The Power of the Call



 

Like many folks, my first exposure to horror gaming was Call of Cthulhu. But like the mythos itself, the game remained a shadowy dream, just out of reach, while its ideas and imagery affected me from afar.

I knew Call of Cthulhu only by its reputation. Growing up in a small town bereft of any gaming stores, my RPG selection was limited to whatever D&D product the chain bookstore brought in, or what my friends acquired on trips to the city. So I didn’t even see Call of Cthulhu until well into high school, and even then only briefly, while perusing the collection of an older gamer acquaintance.

“I’ve heard of this,” I said. “Your characters go insane. Or die. Or both.”

“Yeah, it’s pretty intense,” the sage elder gamer said. “When my girlfriend saw it here, she got upset. She said she didn’t want to be around ‘satanic books’ like that.”

“Think I could borrow it sometime?”

“I… I don’t know. Let me think about it.”

Maybe he hoped to protect me. Or maybe it was just one of those things, but he never did loan me his copy, and I wouldn’t see the book again until college.

But I heard the stories: wonderful, terrifying stories of cults and car chases, winged horrors and bundles of dynamite, ghostly beds and suicidal investigators. It was these stories that led me to the public library to track the horror back its source.

I spent a whole summer immersed in H.P. Lovecraft. It was a dense read, unlike anything I’d experienced before. More cerebral than visceral, but no less disturbing for its cold, uncaring intellect.

It wasn’t until my freshman year at college that I finally got to play Call of Cthulhu. On a frigid, snowy night in northern Minnesota, my friends and I gathered in a cramped attic bedroom lit by a single red bulb. As the night wore on, we spoke in hushed tones in order to not wake our host’s family. We leaned into hear the GM. The session took on the feel of campfire tale.

I don’t remember much about the adventure. There was a cult of some sort, and probably a monster. Something about explosives and machine guns at the docks. But I do remember the tension, the suspense, and a quiet personal joy: I was finally playing playing Call of Cthulhu. And it was everything I’d hoped it would be.

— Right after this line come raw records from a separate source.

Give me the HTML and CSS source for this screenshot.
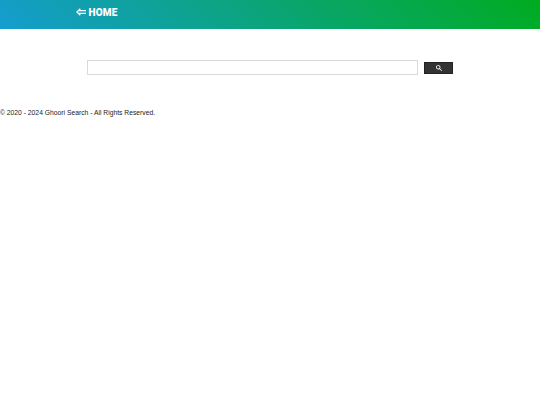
FILE: index.html
```html
<!DOCTYPE html>
<html lang="en">
<head>
  <meta charset="UTF-8">
  <title>Ghoori Search</title>
  <meta name="viewport" content="width=device-width, initial-scale=1.0">
  <link rel="stylesheet" href="styles.css">
</head>
<body>

<header class="header">
  <a class="home-link" href="#">
    <svg class="home-arrow" viewBox="0 0 11 8" aria-hidden="true">
      <path d="M4.5 0.6 L1 4 L4.5 7.4 M2.6 2.6 H10.5 M2.6 5.4 H10.5"/>
    </svg>
    <span>HOME</span>
  </a>
</header>

<form class="search" onsubmit="return false">
  <input class="search-input" type="text" name="search" aria-label="search">
  <button class="search-btn" type="submit" aria-label="search">
    <svg class="search-icon" viewBox="0 0 13 13">
      <path d="m4.8495 7.8226c0.82666 0 1.5262-0.29146 2.0985-0.87438 0.57232-0.58292 0.86378-1.2877 0.87438-2.1144 0.010599-0.82666-0.28086-1.5262-0.87438-2.0985-0.59352-0.57232-1.293-0.86378-2.0985-0.87438-0.8055-0.010599-1.5103 0.28086-2.1144 0.87438-0.60414 0.59352-0.8956 1.293-0.87438 2.0985 0.021197 0.8055 0.31266 1.5103 0.87438 2.1144 0.56172 0.60414 1.2665 0.8956 2.1144 0.87438zm4.4695 0.2115 3.681 3.6819-1.259 1.284-3.6817-3.7 0.0019784-0.69479-0.090043-0.098846c-0.87973 0.76087-1.92 1.1413-3.1207 1.1413-1.3553 0-2.5025-0.46363-3.4417-1.3909s-1.4088-2.0686-1.4088-3.4239c0-1.3553 0.4696-2.4966 1.4088-3.4239 0.9392-0.92727 2.0864-1.3969 3.4417-1.4088 1.3553-0.011889 2.4906 0.45771 3.406 1.4088 0.9154 0.95107 1.379 2.0924 1.3909 3.4239 0 1.2126-0.38043 2.2588-1.1413 3.1385l0.098834 0.090049z"/>
    </svg>
  </button>
</form>

<footer class="footer">© 2020 - 2024 Ghoori Search - All Rights Reserved.</footer>

</body>
</html>
```

FILE: styles.css
```css
* {
  box-sizing: border-box;
}
body {
  margin: 0;
  background-color: #fff;
  color: #222;
  font-family: "Liberation Sans", Arial, sans-serif;
}
.header {
  display: flex;
  align-items: flex-start;
  height: 28.5px;
  padding: 6px 0 0 76px;
  background: linear-gradient(45deg, #159dcf 0%, #00ac20 100%);
}
.home-link {
  display: flex;
  align-items: center;
  gap: 2px;
  color: #fff;
  font-family: Roboto, sans-serif;
  font-size: 10px;
  font-weight: 900;
  letter-spacing: 0.2px;
  line-height: 13px;
  text-decoration: none;
}
.home-arrow {
  width: 10.5px;
  height: 8px;
  margin-top: -1px;
  fill: none;
  stroke: #fff;
  stroke-width: 1.3;
}
.search {
  display: flex;
  align-items: center;
  gap: 6px;
  padding: 31.5px 87px 0;
}
.search-input {
  flex: 1;
  min-width: 0;
  height: 15px;
  padding: 0 4px;
  border: 1px solid #d9d9d9;
  background-color: #fff;
  font-size: 8px;
  outline: none;
}
.search-btn {
  display: flex;
  align-items: center;
  justify-content: center;
  width: 29px;
  height: 12px;
  margin-top: 1px;
  padding: 0;
  border: 1px solid #222;
  background-color: #333;
}
.search-icon {
  width: 6px;
  height: 6px;
  fill: #fff;
}
.footer {
  margin-top: 33px;
  font-size: 6.75px;
  line-height: 10px;
}
```
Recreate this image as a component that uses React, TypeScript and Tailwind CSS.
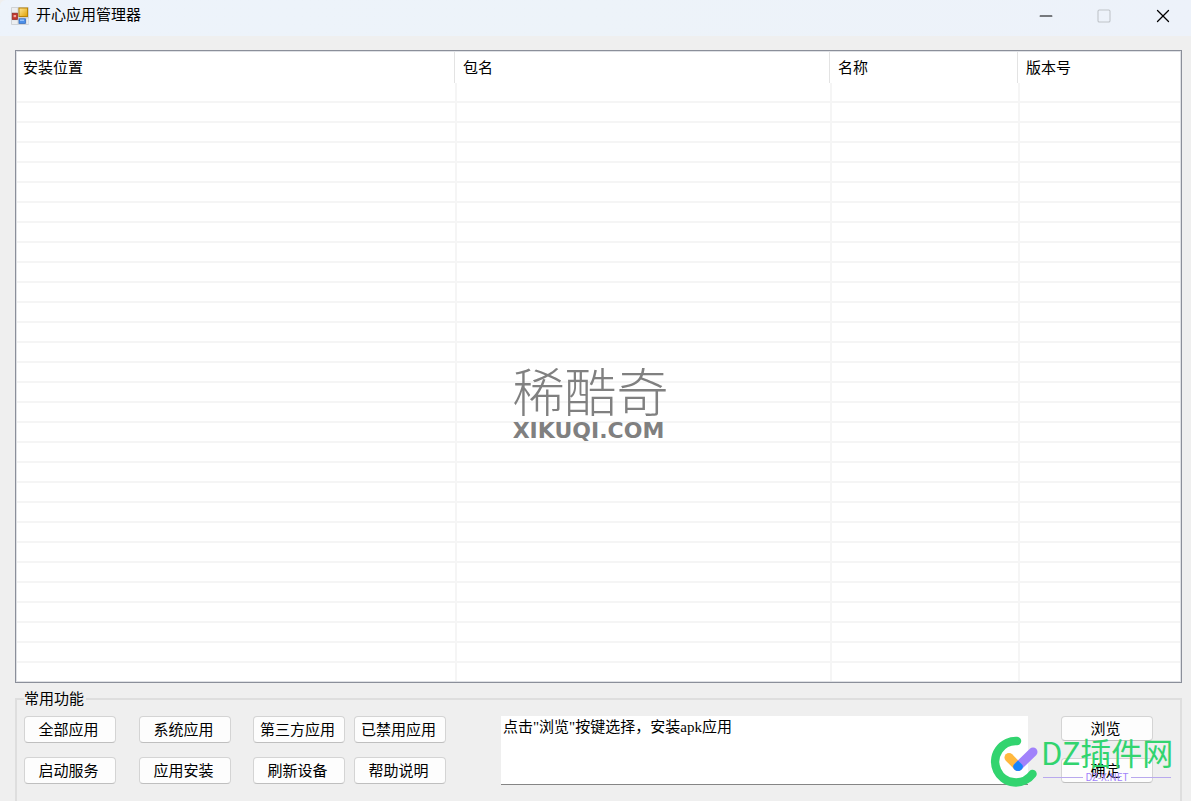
import React from 'react';
import { Minus, Square, X } from 'lucide-react';

const headers = ['安装位置', '包名', '名称', '版本号'];
const rows = Array.from({ length: 29 }, (_, i) => i);

const FormIcon: React.FC = () => (
  <svg className="h-[18px] w-[18px]" viewBox="0 0 18 18" aria-hidden="true">
    <defs>
      <linearGradient id="gold" x1="0" y1="0" x2="1" y2="1">
        <stop offset="0" stopColor="#ffe89a" />
        <stop offset="1" stopColor="#e0a000" />
      </linearGradient>
    </defs>
    <rect x="0" y="0" width="18" height="18" rx="1" fill="#cfd2d6" />
    <rect x="1" y="1" width="5.5" height="4.5" fill="#eceef0" />
    <rect x="1" y="13.2" width="5.5" height="3.8" fill="#eceef0" />
    <rect x="15.5" y="11.5" width="2" height="5.5" fill="#eceef0" />
    <rect x="8" y="1" width="8.5" height="8.5" fill="url(#gold)" stroke="#b98408" />
    <rect x="1.2" y="6.2" width="5.3" height="6.3" fill="#c3342c" stroke="#8f2a25" strokeWidth="0.7" />
    <rect x="2.6" y="8" width="2.5" height="2.2" fill="#f0a79e" />
    <rect x="8" y="11.8" width="6.5" height="4.6" fill="#4b8ee8" stroke="#2f68bd" strokeWidth="0.7" />
    <rect x="9" y="12.5" width="4" height="1.5" fill="#94c0fa" />
  </svg>
);

const ActionButton: React.FC<{ label: string; className?: string }> = ({ label, className = 'h-[27px]' }) => (
  <button
    type="button"
    className={`${className} w-[92px] rounded-[4px] border border-[#d4d4d4] border-b-[#bfbfbf] bg-[#fdfdfd] pr-[3px] pb-[2px] text-[15px] leading-[20px] whitespace-nowrap`}
  >
    {label}
  </button>
);

const ListView: React.FC = () => (
  <div className="border border-[#8b8f9a] bg-white">
    <div className="border border-[#dfe1e5]">
      <table className="w-full table-fixed border-separate border-spacing-0">
        <colgroup>
          <col className="w-[440px]" />
          <col className="w-[375px]" />
          <col className="w-[188px]" />
          <col />
        </colgroup>
        <thead>
          <tr>
            {headers.map((h) => (
              <th key={h} scope="col" className="group h-[31px] p-0 text-left font-normal">
                <div className="mr-[2px] h-[31px] border-r border-[#e3e3e3] pl-[6px] text-[15px] leading-[30px] group-last:border-r-0">
                  {h}
                </div>
              </th>
            ))}
          </tr>
        </thead>
        <tbody>
          {rows.map((r) => (
            <tr key={r}>
              {headers.map((h) => (
                <td key={h} className="h-[20px] border-r-2 border-b-2 border-[#f5f5f5] p-0 last:border-r-0" />
              ))}
            </tr>
          ))}
          <tr>
            {headers.map((h) => (
              <td key={h} className="h-[18px] border-r-2 border-[#f5f5f5] p-0 last:border-r-0" />
            ))}
          </tr>
        </tbody>
      </table>
    </div>
  </div>
);

const SiteMark: React.FC = () => (
  <div className="pointer-events-none absolute right-[18px] bottom-[14px] flex items-center gap-px">
    <svg className="h-[52px] w-[50px]" viewBox="0 0 50 52" fill="none" strokeLinecap="round" aria-hidden="true">
      <path d="M27 6 A20.7 20.7 0 1 0 42.5 39" stroke="#32d46f" strokeWidth="8.5" />
      <path d="M19 22.5 L28 31.5" stroke="#ffb83e" strokeWidth="9" />
      <path d="M43 17 L28 31.5" stroke="#a182fb" strokeWidth="9" />
      <path d="M28 25.5 L32 29.5 Q34 32 31.5 34.5 Q28 37.5 24.5 34.5 Q22 32 24 29.5 Z" fill="#1684fb" />
    </svg>
    <div className="w-[132px] pb-[4px]">
      <div className="pb-[4px] text-[31px] leading-[32px] whitespace-nowrap text-[#32d46f]">DZ插件网</div>
      <div className="flex items-center gap-[2px] px-[2px] text-[10px] leading-[10px] text-[#a182fb]">
        <span className="h-px flex-1 bg-[#b9a9ee]" />
        DZ-X.NET
        <span className="h-px flex-1 bg-[#b9a9ee]" />
      </div>
    </div>
  </div>
);

const App: React.FC = () => {
  return (
    <div className="relative flex h-screen flex-col overflow-hidden bg-[#efefef] font-['Noto_Sans_CJK_SC',sans-serif] text-[15px] text-black">
      <header className="flex h-[36px] shrink-0 items-center justify-between rounded-tl-md bg-linear-to-r from-[#edf3fb] via-[#edf3f9] to-[#edf2fa] pr-[17px] pb-[5px] pl-[11px]">
        <div className="flex items-center gap-[7px]">
          <FormIcon />
          <h1 className="pb-[4px] text-[15px] leading-[20px]">开心应用管理器</h1>
        </div>
        <div className="flex items-center gap-[38px]">
          <button type="button" aria-label="最小化">
            <Minus className="h-[20px] w-[20px]" strokeWidth={1.4} />
          </button>
          <button type="button" aria-label="最大化" disabled>
            <Square className="h-[16px] w-[20px] text-[#bfc3c8]" strokeWidth={1.6} />
          </button>
          <button type="button" aria-label="关闭">
            <X className="h-[22px] w-[22px]" strokeWidth={1.4} />
          </button>
        </div>
      </header>

      <main className="flex flex-1 flex-col pt-[14px] pr-[9px] pl-[15px]">
        <ListView />

        <fieldset className="mt-[6px] flex-1 border-2 border-b-0 border-[#dedede] pr-[27px] pl-[7px]">
          <legend className="pr-[2px] pb-[2px] text-[15px] leading-[18px]">常用功能</legend>
          <div className="flex items-start pt-[7px]">
            <div className="grid grid-cols-[115px_114px_101px_92px] gap-y-[14px]">
              <ActionButton label="全部应用" />
              <ActionButton label="系统应用" />
              <ActionButton label="第三方应用" />
              <ActionButton label="已禁用应用" />
              <ActionButton label="启动服务" />
              <ActionButton label="应用安装" />
              <ActionButton label="刷新设备" />
              <ActionButton label="帮助说明" />
            </div>
            <textarea
              aria-label="安装文件"
              readOnly
              defaultValue={'点击"浏览"按键选择，安装apk应用'}
              className="mr-[33px] ml-[55px] h-[69px] flex-1 resize-none border-b border-[#858585] bg-white px-[2px] font-['Liberation_Serif','Noto_Sans_CJK_SC',serif] text-[15px] leading-[22px] outline-none"
            />
            <div className="flex flex-col gap-[17px]">
              <ActionButton label="浏览" className="h-[25px]" />
              <ActionButton label="确定" className="h-[25px]" />
            </div>
          </div>
        </fieldset>
      </main>

      <div className="pointer-events-none absolute inset-x-0 top-[360px] flex flex-col items-center pr-[14px] text-[#808080]">
        <span className="pl-[4px] text-[52px] leading-[60px] font-light">稀酷奇</span>
        <span className="font-['DejaVu_Sans',sans-serif] text-[22px] leading-[22px] font-bold">XIKUQI.COM</span>
      </div>
      <SiteMark />
    </div>
  );
};

export default App;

Plenty of other horror RPGs crossed my group’s gaming table before and after Call of Cthulhu. We played some Chill (the original one from Pacesetter), a ton of Night Life (a precursor to the World of Darkness), and a downright silly amount of Vampire and Werewolf. (We dabbled in the other World of Darkness games, but they never quite did it for me, and I’d be hard-pressed to call Mage or Changeling “horror” anyway.) And when I was a senior in college, I fell in love with Kult, a super-dark RPG a friend jokingly described as “like Call of Cthulhu, but without that sense of hope.”

They’re all good games. I still play them on occasion. But none of them had the influence of Call of Cthulhu. None of them had the ability to affect me, to inspire my reading habits, and to fire my imagination before I’d even played them.

That’s the power of a good horror game. It creates horror stories that can be told and re-told, spreading word of the game like an insidious, maddening virus.